Speaking recently at Screen Forever, she said, “We’re absolutely still the local champion for Australian stories and Australian production. I think from our perspective, what we want to be able to do is make content that Australians love. That takes many forms: comedies, scripted, lifestyle, dramas, factual -all these different types of content that Australians enjoy.

“To suggest that we won’t make as much content or we won’t make drama, if it’s not regulated. … we make a whole lot of unscripted. But that’s not regulated,. Why do we make it? Because it’s awesome, and because Australians want to watch it.

“An argument that suggests Foxtel wants to pull back on its investment in Australian production is really not fair and doesn’t reflect what we’ve always done, and will continue to do. We will continue to take a leadership position in relation to Australian production.”

However Foxtel remains firm on a ‘level playing field’ when it comes to regulation and the anti-siphoning lsit.

“We are the only company with a regulated 10% media obligation. The streamers don’t have that. Free to Airs don’t have that. They own BVOD platforms (catch-up), and some of them own SVOD platforms (subscription). None of them have that obligation, but we do,”she continued.

“The competition… is incredibly intense from all of the new players coming into the market. We want to be the local champion, we want to be the person who survives against all of that global competition. We are competing with businesses that spend between $13B and $16B a year on content and they monetise it globally.

“We’re up there, we are holding our own in hand to hand combat. But we need a level playing field to be able to compete. To do that, we need to be able to spend our money, where we think it will make the best impact and the best reception and the most love coming from Australian audiences.

“So we’re looking for a level playing field. I don’t think that’s unfair. And we’re looking for the ability to move our money around. One year, we might double down on one type of content, the next year it might be different, because we’re just reflecting what our needs are what we’re seeing as trends in what content what audiences really want to see.”

Upcoming Foxtel Group dramas include The Twelve, Upright, Colin from Accounts, while recent dramas have included Wentworth, The End and Love Me.

“I also think that we sometimes don’t get enough credit as a company and as a group for the hundreds of millions of dollars we spend every year on production. Yes, of course there’s Drama production. But all the work we do in Unscripted, all the work we do on live Sport…. hundreds of millions of dollars and 1000s and 1000s of jobs,” said Laing.

“So I think sometimes when we get whacked with the stick of ‘You don’t care about Australian production and the Australian production community,’ it’s actually not really being fair to what we spend. It’s focusing on this one change that we’ve been looking to achieve for very, I think, legitimate reasons.

“There’s no evidence that it really is going to mean that we’re gonna wind back what we do, because we’re in the business of making great content.

“It’s great to see some momentum in these new entrants coming in and saying, ‘We should get on board, Australian content seems to be incredibly popular!’ Fantastic. But that’s what we’ve been doing for 25 years.”

7 Responses

  1. Interesting that Ms Laing says “We are the only company with a regulated 10% media obligation. The streamers don’t have that. Free to Airs don’t have that.”

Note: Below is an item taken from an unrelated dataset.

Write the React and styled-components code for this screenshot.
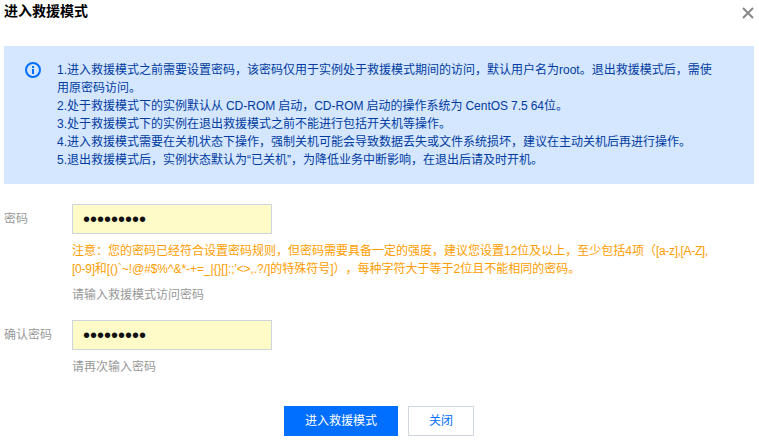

    Streamers, perhaps, but the (commercial) FTA sector has had all sorts of local content quotas/obligations applied at various levels against them since TV started, including current sub quotas for things like drama, children’s programming and regional news. I don’t think Foxtel can cry that they are being hard done by in being obligated to spend a minimum % on local drama.

  2. In the end it will be up to Foxtel how they choose to operate their business, whether it’s 5% or 10% it will be their money not the governments, and the bit about Foxtel arguing for more flexibility to spend on other genres indicates that they must have done some research of audience preferences, which I suspect used data from commercial FTA broadcasting. I would think it’s in the business interest of Foxtel to make original dramas, I’m sure that if money is tight some co-productions with Sky, CANAL+ iTV or the BBC could be looked into, Australia is a great location for film making and the global market for original serial and mini series productions is expanding not contracting.

    1. Everyone, even the ABC, does research in their ratings. They may be able to choose what to make, but for how long. FTA had local content quotas imposed, and they made popular sketch shows like Full Frontal and Fast Forward, soap operas and variety. So a premium drama points was imposed which favoured the production of high cost, short series drama, most of which fails to get renewed for a second season, and shutdown the production of what people wanted to watch. At the moment children’s quotas are going to be reinstated, even though parents will go to great lengths to stop their kids watching any children’s tv on commercial FTA. The points system still favours loss making, high cost short run drama which people aren’t watching. There has been a cap put on documentaries, because cheap documentaries are the most popular and most profitable option for the networks. The global streaming networks have produced lost of shows as they compete for subscribers, but quality and orginality…

    1. You will probably have noted that docos and reality TV is exponentially creeping into the paid streaming services content lists already. If Netflix start an advertising subsidized option to make subscriptions a little cheaper the difference between paid and FTA TV content may start becoming less obvious. Reality TV and documentary content will be a natural attraction for prospective advertisers.